Exercise requirements
Reproduce the listing below word for word, with no pictures.

======

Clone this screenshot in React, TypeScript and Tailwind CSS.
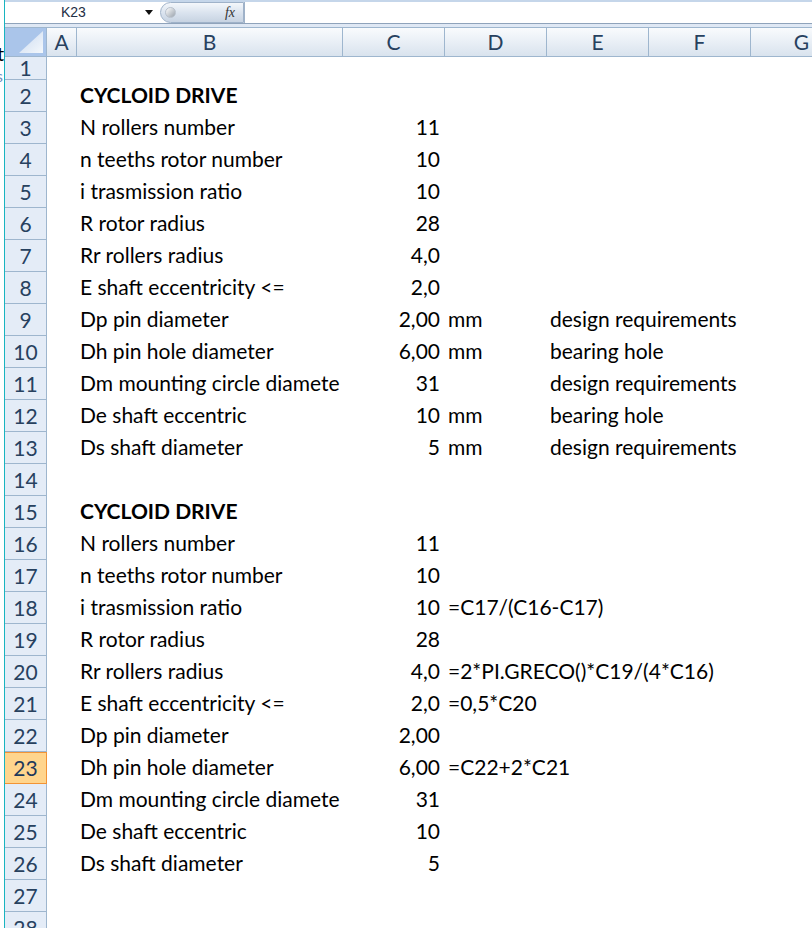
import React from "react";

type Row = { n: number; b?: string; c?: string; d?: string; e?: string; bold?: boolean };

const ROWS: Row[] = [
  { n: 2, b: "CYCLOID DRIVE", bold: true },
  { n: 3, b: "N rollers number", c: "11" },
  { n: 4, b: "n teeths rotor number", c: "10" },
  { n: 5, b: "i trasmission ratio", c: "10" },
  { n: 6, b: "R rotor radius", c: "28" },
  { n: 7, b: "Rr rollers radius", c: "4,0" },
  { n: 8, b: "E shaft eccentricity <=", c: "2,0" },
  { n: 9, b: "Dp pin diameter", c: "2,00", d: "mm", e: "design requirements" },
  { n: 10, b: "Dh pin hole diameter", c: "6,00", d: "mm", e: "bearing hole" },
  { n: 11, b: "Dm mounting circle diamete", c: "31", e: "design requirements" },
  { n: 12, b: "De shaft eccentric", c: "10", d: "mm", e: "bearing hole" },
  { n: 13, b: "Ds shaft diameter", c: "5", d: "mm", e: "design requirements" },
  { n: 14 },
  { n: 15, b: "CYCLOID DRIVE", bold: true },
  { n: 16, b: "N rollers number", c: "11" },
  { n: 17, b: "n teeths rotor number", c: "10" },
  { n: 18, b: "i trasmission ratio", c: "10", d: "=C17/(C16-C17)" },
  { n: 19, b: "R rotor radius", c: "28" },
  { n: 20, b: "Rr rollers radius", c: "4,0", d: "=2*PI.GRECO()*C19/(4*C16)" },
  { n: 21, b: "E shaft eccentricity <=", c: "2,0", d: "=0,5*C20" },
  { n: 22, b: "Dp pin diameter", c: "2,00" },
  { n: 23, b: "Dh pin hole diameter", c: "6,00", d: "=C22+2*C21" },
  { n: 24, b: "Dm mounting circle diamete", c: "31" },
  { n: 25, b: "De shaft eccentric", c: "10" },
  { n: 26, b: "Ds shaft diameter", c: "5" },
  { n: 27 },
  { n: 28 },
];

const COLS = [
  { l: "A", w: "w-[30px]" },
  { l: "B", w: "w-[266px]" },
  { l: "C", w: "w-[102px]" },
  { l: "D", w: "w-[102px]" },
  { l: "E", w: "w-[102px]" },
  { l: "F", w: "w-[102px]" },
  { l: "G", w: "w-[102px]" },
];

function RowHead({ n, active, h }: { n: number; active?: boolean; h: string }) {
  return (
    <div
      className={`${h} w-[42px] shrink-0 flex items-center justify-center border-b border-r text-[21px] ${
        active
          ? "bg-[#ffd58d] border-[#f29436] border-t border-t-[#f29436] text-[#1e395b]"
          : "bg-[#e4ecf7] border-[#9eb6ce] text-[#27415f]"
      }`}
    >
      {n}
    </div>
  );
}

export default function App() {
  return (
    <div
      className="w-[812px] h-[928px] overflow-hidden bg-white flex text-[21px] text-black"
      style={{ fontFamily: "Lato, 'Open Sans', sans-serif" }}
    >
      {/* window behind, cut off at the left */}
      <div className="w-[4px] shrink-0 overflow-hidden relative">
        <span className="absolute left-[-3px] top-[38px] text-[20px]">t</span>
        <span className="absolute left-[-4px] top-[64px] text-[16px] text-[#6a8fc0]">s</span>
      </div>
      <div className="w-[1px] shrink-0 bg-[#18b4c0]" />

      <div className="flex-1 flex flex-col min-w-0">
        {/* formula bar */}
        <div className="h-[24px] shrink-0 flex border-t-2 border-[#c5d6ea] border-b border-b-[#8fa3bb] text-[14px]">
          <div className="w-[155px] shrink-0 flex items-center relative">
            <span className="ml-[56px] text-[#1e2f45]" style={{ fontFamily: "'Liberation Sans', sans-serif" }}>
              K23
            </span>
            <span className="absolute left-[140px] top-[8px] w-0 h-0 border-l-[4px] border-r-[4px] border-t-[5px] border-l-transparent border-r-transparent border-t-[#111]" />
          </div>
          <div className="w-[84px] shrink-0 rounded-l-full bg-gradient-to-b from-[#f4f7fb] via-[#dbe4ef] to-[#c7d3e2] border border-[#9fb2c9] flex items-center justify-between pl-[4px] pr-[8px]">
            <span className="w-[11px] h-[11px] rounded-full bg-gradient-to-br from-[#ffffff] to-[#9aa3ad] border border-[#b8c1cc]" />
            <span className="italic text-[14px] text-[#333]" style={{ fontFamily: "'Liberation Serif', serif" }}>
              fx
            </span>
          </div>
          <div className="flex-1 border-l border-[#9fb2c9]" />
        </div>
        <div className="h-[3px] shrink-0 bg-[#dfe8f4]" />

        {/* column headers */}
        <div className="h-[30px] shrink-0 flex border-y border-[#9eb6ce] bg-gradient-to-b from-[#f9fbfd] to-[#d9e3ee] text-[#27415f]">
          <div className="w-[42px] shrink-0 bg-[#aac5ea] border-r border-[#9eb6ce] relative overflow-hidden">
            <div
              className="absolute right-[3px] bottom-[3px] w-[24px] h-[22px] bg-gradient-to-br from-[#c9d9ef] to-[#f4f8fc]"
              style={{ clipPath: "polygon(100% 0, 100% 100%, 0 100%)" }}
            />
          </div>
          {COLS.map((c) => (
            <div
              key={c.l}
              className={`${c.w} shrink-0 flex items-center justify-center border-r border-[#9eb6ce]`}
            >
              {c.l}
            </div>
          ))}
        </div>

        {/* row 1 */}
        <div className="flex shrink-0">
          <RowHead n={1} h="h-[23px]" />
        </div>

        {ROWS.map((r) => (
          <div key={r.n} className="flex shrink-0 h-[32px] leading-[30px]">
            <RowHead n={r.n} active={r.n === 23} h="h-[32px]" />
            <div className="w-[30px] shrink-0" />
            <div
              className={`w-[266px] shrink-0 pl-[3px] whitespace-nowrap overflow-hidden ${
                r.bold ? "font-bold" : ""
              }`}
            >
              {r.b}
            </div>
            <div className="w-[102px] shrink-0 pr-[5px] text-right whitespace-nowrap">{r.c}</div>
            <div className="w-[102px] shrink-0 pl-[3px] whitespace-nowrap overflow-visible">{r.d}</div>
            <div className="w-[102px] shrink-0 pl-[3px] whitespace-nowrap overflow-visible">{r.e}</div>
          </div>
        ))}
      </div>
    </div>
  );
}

======

Answer to this problem
Clone this screenshot in React, TypeScript and Tailwind CSS.
import React from "react";

type Row = { n: number; b?: string; c?: string; d?: string; e?: string; bold?: boolean };

const ROWS: Row[] = [
  { n: 2, b: "CYCLOID DRIVE", bold: true },
  { n: 3, b: "N rollers number", c: "11" },
  { n: 4, b: "n teeths rotor number", c: "10" },
  { n: 5, b: "i trasmission ratio", c: "10" },
  { n: 6, b: "R rotor radius", c: "28" },
  { n: 7, b: "Rr rollers radius", c: "4,0" },
  { n: 8, b: "E shaft eccentricity <=", c: "2,0" },
  { n: 9, b: "Dp pin diameter", c: "2,00", d: "mm", e: "design requirements" },
  { n: 10, b: "Dh pin hole diameter", c: "6,00", d: "mm", e: "bearing hole" },
  { n: 11, b: "Dm mounting circle diamete", c: "31", e: "design requirements" },
  { n: 12, b: "De shaft eccentric", c: "10", d: "mm", e: "bearing hole" },
  { n: 13, b: "Ds shaft diameter", c: "5", d: "mm", e: "design requirements" },
  { n: 14 },
  { n: 15, b: "CYCLOID DRIVE", bold: true },
  { n: 16, b: "N rollers number", c: "11" },
  { n: 17, b: "n teeths rotor number", c: "10" },
  { n: 18, b: "i trasmission ratio", c: "10", d: "=C17/(C16-C17)" },
  { n: 19, b: "R rotor radius", c: "28" },
  { n: 20, b: "Rr rollers radius", c: "4,0", d: "=2*PI.GRECO()*C19/(4*C16)" },
  { n: 21, b: "E shaft eccentricity <=", c: "2,0", d: "=0,5*C20" },
  { n: 22, b: "Dp pin diameter", c: "2,00" },
  { n: 23, b: "Dh pin hole diameter", c: "6,00", d: "=C22+2*C21" },
  { n: 24, b: "Dm mounting circle diamete", c: "31" },
  { n: 25, b: "De shaft eccentric", c: "10" },
  { n: 26, b: "Ds shaft diameter", c: "5" },
  { n: 27 },
  { n: 28 },
];

const COLS = [
  { l: "A", w: "w-[30px]" },
  { l: "B", w: "w-[266px]" },
  { l: "C", w: "w-[102px]" },
  { l: "D", w: "w-[102px]" },
  { l: "E", w: "w-[102px]" },
  { l: "F", w: "w-[102px]" },
  { l: "G", w: "w-[102px]" },
];

function RowHead({ n, active, h }: { n: number; active?: boolean; h: string }) {
  return (
    <div
      className={`${h} w-[42px] shrink-0 flex items-center justify-center border-b border-r text-[21px] ${
        active
          ? "bg-[#ffd58d] border-[#f29436] border-t border-t-[#f29436] text-[#1e395b]"
          : "bg-[#e4ecf7] border-[#9eb6ce] text-[#27415f]"
      }`}
    >
      {n}
    </div>
  );
}

export default function App() {
  return (
    <div
      className="w-[812px] h-[928px] overflow-hidden bg-white flex text-[21px] text-black"
      style={{ fontFamily: "Lato, 'Open Sans', sans-serif" }}
    >
      {/* window behind, cut off at the left */}
      <div className="w-[4px] shrink-0 overflow-hidden relative">
        <span className="absolute left-[-3px] top-[38px] text-[20px]">t</span>
        <span className="absolute left-[-4px] top-[64px] text-[16px] text-[#6a8fc0]">s</span>
      </div>
      <div className="w-[1px] shrink-0 bg-[#18b4c0]" />

      <div className="flex-1 flex flex-col min-w-0">
        {/* formula bar */}
        <div className="h-[24px] shrink-0 flex border-t-2 border-[#c5d6ea] border-b border-b-[#8fa3bb] text-[14px]">
          <div className="w-[155px] shrink-0 flex items-center relative">
            <span className="ml-[56px] text-[#1e2f45]" style={{ fontFamily: "'Liberation Sans', sans-serif" }}>
              K23
            </span>
            <span className="absolute left-[140px] top-[8px] w-0 h-0 border-l-[4px] border-r-[4px] border-t-[5px] border-l-transparent border-r-transparent border-t-[#111]" />
          </div>
          <div className="w-[84px] shrink-0 rounded-l-full bg-gradient-to-b from-[#f4f7fb] via-[#dbe4ef] to-[#c7d3e2] border border-[#9fb2c9] flex items-center justify-between pl-[4px] pr-[8px]">
            <span className="w-[11px] h-[11px] rounded-full bg-gradient-to-br from-[#ffffff] to-[#9aa3ad] border border-[#b8c1cc]" />
            <span className="italic text-[14px] text-[#333]" style={{ fontFamily: "'Liberation Serif', serif" }}>
              fx
            </span>
          </div>
          <div className="flex-1 border-l border-[#9fb2c9]" />
        </div>
        <div className="h-[3px] shrink-0 bg-[#dfe8f4]" />

        {/* column headers */}
        <div className="h-[30px] shrink-0 flex border-y border-[#9eb6ce] bg-gradient-to-b from-[#f9fbfd] to-[#d9e3ee] text-[#27415f]">
          <div className="w-[42px] shrink-0 bg-[#aac5ea] border-r border-[#9eb6ce] relative overflow-hidden">
            <div
              className="absolute right-[3px] bottom-[3px] w-[24px] h-[22px] bg-gradient-to-br from-[#c9d9ef] to-[#f4f8fc]"
              style={{ clipPath: "polygon(100% 0, 100% 100%, 0 100%)" }}
            />
          </div>
          {COLS.map((c) => (
            <div
              key={c.l}
              className={`${c.w} shrink-0 flex items-center justify-center border-r border-[#9eb6ce]`}
            >
              {c.l}
            </div>
          ))}
        </div>

        {/* row 1 */}
        <div className="flex shrink-0">
          <RowHead n={1} h="h-[23px]" />
        </div>

        {ROWS.map((r) => (
          <div key={r.n} className="flex shrink-0 h-[32px] leading-[30px]">
            <RowHead n={r.n} active={r.n === 23} h="h-[32px]" />
            <div className="w-[30px] shrink-0" />
            <div
              className={`w-[266px] shrink-0 pl-[3px] whitespace-nowrap overflow-hidden ${
                r.bold ? "font-bold" : ""
              }`}
            >
              {r.b}
            </div>
            <div className="w-[102px] shrink-0 pr-[5px] text-right whitespace-nowrap">{r.c}</div>
            <div className="w-[102px] shrink-0 pl-[3px] whitespace-nowrap overflow-visible">{r.d}</div>
            <div className="w-[102px] shrink-0 pl-[3px] whitespace-nowrap overflow-visible">{r.e}</div>
          </div>
        ))}
      </div>
    </div>
  );
}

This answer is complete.